In molti hanno posto l’accento sui pericoli che certe sceneggiature possono recare, se l’idea oscura di potere attiri (soprattutto) le fasce più giovani anziché respingerle. È un dibattito tornato attuale dopo la serie Gomorra, ma sulla mafia valeva da decenni. Secondo il magistrato palermitano Antonio Ingroia “certe rappresentazioni finiscono per propagare al di là delle migliori intenzioni, il fascino sinistro dell’eroe del male e una certa idea di immutabilità ed eternità della mafia stessa, difficile da vincere in una terra incline al fatalismo come la Sicilia”.

Marketing stereotipato
Marketing stereotipato per souvenir

Nel bene e nel male, i mass media veicolano i messaggi e perciò diventa importante il livello comunicativo, affinché non si diffondano idee fuorvianti. Cristaldi ha condotto un’indagine intervistando italiani e stranieri sulle associazioni mentali: a un primo campione composto da 100 persone fra italiani, tedeschi, statunitensi, australiani, turchi, inglesi e romeni è stato chiesto un termine a cui collegare la Sicilia. Per il 64% il risultato è stato proprio “mafia”, tutte le altre risposte (Palermo, Catania, mare, Berlusconi, vacanze, Valle dei Templi, isola, Mediterraneo) hanno oscillato fra l’1 e il 6%. E questo legame l’hanno visto soprattutto i turchi (73,3%), mentre ragionando per fasce di età sono stati i giovani (18-35) a proporre questa sinonimia, al 69,7%.
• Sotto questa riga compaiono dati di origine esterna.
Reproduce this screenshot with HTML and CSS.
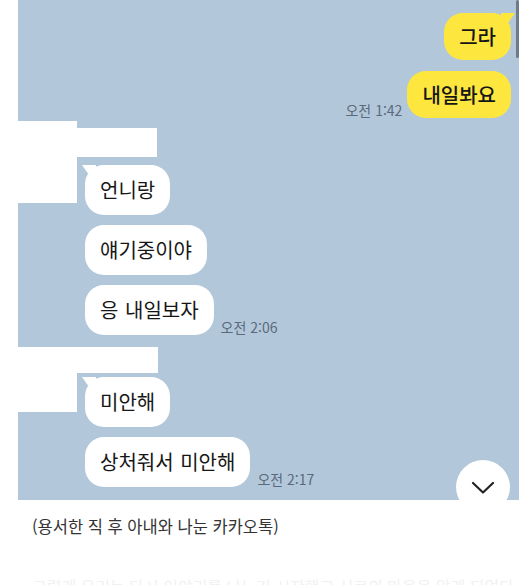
FILE: index.html
```html
<!DOCTYPE html>
<html lang="ko">
<head>
<meta charset="utf-8">
<title>카카오톡</title>
<link rel="stylesheet" href="styles.css">
</head>
<body>
<div class="chat">
  <div class="scrollbar"></div>
  <div class="sent-group">
    <div class="row"><div class="bubble mine tail">그라</div></div>
    <div class="row"><span class="time">오전 1:42</span><div class="bubble mine">내일봐요</div></div>
  </div>
  <div class="recv-group g1">
    <div class="avatar"></div>
    <div class="msgs">
      <div class="name"></div>
      <div class="row"><div class="bubble theirs tail">언니랑</div></div>
      <div class="row"><div class="bubble theirs">얘기중이야</div></div>
      <div class="row"><div class="bubble theirs">응 내일보자</div><span class="time">오전 2:06</span></div>
    </div>
  </div>
  <div class="recv-group g2">
    <div class="avatar"></div>
    <div class="msgs">
      <div class="name"></div>
      <div class="row"><div class="bubble theirs tail">미안해</div></div>
      <div class="row"><div class="bubble theirs">상처줘서 미안해</div><span class="time">오전 2:17</span></div>
    </div>
  </div>
  <button class="scroll-down" aria-label="아래로">
    <svg width="24" height="14" viewBox="0 0 24 14"><polyline points="2,2 12,11.5 22,2" fill="none" stroke="#222" stroke-width="2.2" stroke-linecap="round" stroke-linejoin="round"/></svg>
  </button>
</div>
<p class="caption">(용서한 직 후 아내와 나눈 카카오톡)</p>
<p class="faint">그렇게 우리는 다시 이야기를 나누기 시작했고 서로의 마음을 알게 되었다</p>
</body>
</html>
```
FILE: styles.css
```css
body {
  margin: 0;
  background: #fff;
  font-family: "Noto Sans CJK KR", "Noto Sans", sans-serif;
}

.chat {
  position: relative;
  margin-left: 18px;
  width: 501px;
  height: 500px;
  box-sizing: border-box;
  padding-top: 13px;
  background: #b2c7d9;
  display: flex;
  flex-direction: column;
}

.scrollbar {
  position: absolute;
  right: 0;
  top: 0;
  width: 3px;
  height: 58px;
  background: #6e7b89;
  border-radius: 2px;
}

.sent-group {
  display: flex;
  flex-direction: column;
  align-items: flex-end;
  gap: 11px;
  padding-right: 8px;
}

.row {
  display: flex;
  align-items: flex-end;
  gap: 5px;
}

.bubble {
  position: relative;
  display: flex;
  align-items: center;
  box-sizing: border-box;
  padding: 0 15px;
  border-radius: 19px;
  font-size: 20px;
  line-height: 26px;
  word-spacing: 1px;
  color: #161616;
}

.mine {
  height: 47px;
  background: #fde73f;
  font-weight: 500;
}

.theirs {
  height: 50px;
  background: #fff;
}

.tail::before {
  content: "";
  position: absolute;
  top: 0;
  width: 14px;
  height: 14px;
  background: inherit;
}

.mine.tail::before {
  right: -4px;
  clip-path: polygon(0 0, 100% 0, 30% 100%, 0 100%);
}

.theirs.tail::before {
  left: -3px;
  clip-path: polygon(0 0, 100% 0, 100% 100%, 70% 100%);
}

.time {
  font-size: 14px;
  line-height: 14px;
  color: #5a6a7d;
  margin-bottom: 1px;
  white-space: nowrap;
}

.recv-group {
  display: flex;
  align-items: flex-start;
  margin-top: 3px;
}

.recv-group.g2 {
  margin-top: 12px;
}

.avatar {
  width: 59px;
  background: #fff;
}

.g1 .avatar {
  height: 82px;
}

.g2 .avatar {
  height: 65px;
}

.msgs {
  display: flex;
  flex-direction: column;
  gap: 10px;
}

.msgs .row {
  margin-left: 8px;
  gap: 7px;
}

.name {
  width: 80px;
  background: #fff;
}

.g1 .name {
  height: 29px;
  margin-top: 7px;
  margin-bottom: -2px;
}

.g2 .name {
  width: 81px;
  height: 26px;
  margin-bottom: -6px;
}

.scroll-down {
  position: absolute;
  left: 438px;
  top: 460px;
  width: 54px;
  height: 54px;
  padding: 2px 0 0;
  border: none;
  border-radius: 50%;
  background: #fff;
  display: flex;
  align-items: center;
  justify-content: center;
}

.caption {
  margin: 14px 0 0;
  padding-left: 32px;
  font-size: 16.5px;
  line-height: 24px;
  color: #333;
}

.faint {
  margin: 36px 0 0;
  padding-left: 32px;
  width: 480px;
  font-size: 16px;
  line-height: 24px;
  color: #f1f1f1;
  white-space: nowrap;
  overflow: hidden;
}
```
A un secondo campione, formato da francesi, bulgari, spagnoli, tedeschi, statunitensi, portoghesi e italiani invece è stato chiesto di associare la parola “mafia”. Il più generico “Italia” ha visto il 37% di risposte, “Sicilia” si è fermato al 26%, ma un 2% ha detto Palermo e un’altra persona “Corleone”, che in “Sicilia” possono tranquillamente rientrare. Sommando Stato, Regione e Comuni si raggiunge il 66%. Curiosità, anche qui compare “Berlusconi”, nominato da 4 intervistati. Poi seguono “politica” (10%) “Cosa Nostra”, “paura”, “omertà”, “Al Capone”, terrorismo”, “Totò Riina”, “assassini”, “La piovra” e “Lucky Luciano”.

Come chiude Cristaldi, “bisognerebbe cambiare un po’ copione. O almeno questo si augurano i siciliani”.